A light, fluffy, 3-ingredient sponge cake with fresh peaches and cream filling, topped with a cloud of whipping cream. You’re going to love this recipe because it’s so delicious and super simple to make.
I came across the cake recipe on NatashasKitchen.com. I actually had to read the recipe twice because I didn’t think you could make a cake with only 3-ingredients. So, I gave it a try for myself and it turned out beautifully. Light and fluffy in texture, moist and rich in taste and made with just flour, eggs and sugar. A wonderful cake you can quickly put together anytime and dress up any way you want. What more can you ask for?

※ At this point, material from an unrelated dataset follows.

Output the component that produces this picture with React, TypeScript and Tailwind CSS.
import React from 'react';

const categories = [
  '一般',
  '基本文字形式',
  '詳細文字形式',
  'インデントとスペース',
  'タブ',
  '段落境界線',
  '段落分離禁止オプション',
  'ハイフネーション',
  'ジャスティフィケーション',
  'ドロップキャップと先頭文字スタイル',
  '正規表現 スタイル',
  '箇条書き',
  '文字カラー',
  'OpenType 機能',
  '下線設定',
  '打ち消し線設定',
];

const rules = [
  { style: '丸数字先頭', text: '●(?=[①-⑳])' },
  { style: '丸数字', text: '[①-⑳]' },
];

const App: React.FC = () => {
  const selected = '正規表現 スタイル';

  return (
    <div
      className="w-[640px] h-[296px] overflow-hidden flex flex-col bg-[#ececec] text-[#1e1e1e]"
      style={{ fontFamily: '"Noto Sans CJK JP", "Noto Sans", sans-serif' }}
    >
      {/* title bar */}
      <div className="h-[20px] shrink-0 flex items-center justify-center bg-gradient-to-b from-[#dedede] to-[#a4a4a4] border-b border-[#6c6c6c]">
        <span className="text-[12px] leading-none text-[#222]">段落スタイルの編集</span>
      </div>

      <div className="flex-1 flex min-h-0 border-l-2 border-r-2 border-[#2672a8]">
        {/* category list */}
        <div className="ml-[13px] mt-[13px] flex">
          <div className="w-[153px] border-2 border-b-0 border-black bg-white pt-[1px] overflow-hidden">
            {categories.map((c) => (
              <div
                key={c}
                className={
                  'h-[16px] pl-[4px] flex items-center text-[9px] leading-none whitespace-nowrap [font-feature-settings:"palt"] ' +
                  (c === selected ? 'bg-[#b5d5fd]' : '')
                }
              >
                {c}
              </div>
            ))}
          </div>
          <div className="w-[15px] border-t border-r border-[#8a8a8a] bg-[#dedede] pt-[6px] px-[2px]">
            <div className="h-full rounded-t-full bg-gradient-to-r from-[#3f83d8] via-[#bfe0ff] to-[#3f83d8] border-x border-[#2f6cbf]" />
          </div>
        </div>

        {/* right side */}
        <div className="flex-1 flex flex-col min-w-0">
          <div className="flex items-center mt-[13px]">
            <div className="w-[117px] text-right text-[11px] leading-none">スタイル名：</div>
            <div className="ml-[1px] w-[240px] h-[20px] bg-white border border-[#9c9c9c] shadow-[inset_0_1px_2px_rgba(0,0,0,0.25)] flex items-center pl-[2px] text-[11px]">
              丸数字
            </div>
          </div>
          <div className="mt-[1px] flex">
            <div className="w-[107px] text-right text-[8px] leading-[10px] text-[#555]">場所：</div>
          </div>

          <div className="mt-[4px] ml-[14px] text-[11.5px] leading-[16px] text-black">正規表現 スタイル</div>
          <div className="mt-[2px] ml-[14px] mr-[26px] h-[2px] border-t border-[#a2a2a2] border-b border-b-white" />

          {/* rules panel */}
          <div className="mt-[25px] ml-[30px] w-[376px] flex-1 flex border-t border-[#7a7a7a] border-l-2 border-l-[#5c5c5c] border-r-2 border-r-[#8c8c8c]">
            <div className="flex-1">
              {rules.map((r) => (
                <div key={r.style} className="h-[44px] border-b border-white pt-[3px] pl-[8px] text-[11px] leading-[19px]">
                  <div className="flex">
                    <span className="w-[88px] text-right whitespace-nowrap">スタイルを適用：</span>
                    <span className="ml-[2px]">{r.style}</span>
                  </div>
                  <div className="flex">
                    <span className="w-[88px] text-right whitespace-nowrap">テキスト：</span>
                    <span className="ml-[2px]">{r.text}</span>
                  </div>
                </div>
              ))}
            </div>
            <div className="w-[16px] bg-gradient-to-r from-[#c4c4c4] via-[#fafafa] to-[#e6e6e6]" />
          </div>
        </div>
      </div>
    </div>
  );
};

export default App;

I filled the cake with some lovely fresh diced peaches, mixed with my favourite whipped cream topping. My go-to whipped cream recipe is 2 parts whipping cream and 1 part cream cheese. The cream cheese makes the frosting sturdier, so you can pipe it like you would buttercream and it will hold its form. It also adds a little bit of tanginess and richness to the frosting.
What makes this cake rise without any leavening agent is from whipping up the whole eggs with the sugar until light and frothy. Similar to a chiffon cake, but even simpler because you don’t have to separate the egg yolks from the egg whites. Then you just gently fold in the sifted flour until just combined and bake, easy as that.
Peaches and Cream Cake
6 large eggs, room temperature
1 cup sugar
1 cup all-purpose flour
1 pkg of cream cheese (8oz/250grams)
1/2 cup sugar
1 tsp vanilla
2 cups whipping cream
2 cups diced fresh peaches (you can also use canned)
1 sliced peach
1) Preheat oven to 350°F. Butter two 9″ round pans and line the bottom with parchment paper.
2) In a large bowl and using an electric mixer, beat the eggs and sugar on high for about 6 minutes until light and fluffy, or until tripled in volume.
3) Sift in 1/3 of the flour at a time and gently fold with a rubber spatula until just combined. Do not over-mix as you want to keep as much of the volume as possible.
4) Divide the batter into the 2 prepared baking pans and bake for about 22-25 minutes or until the top is lightly browned. Let cool completely before frosting.
5) Using an electric mixer on medium speed, beat the cream cheese, sugar and vanilla until smooth. Slowly add the whipping cream and continue mixing until stiff peaks form.
6) Mix 1 cup of the whipped cream with the diced peaches and spread overtop of one of the cakes. Place the 2nd cake on top and pour the remaining whipped cream overtop and decorate with sliced peaches.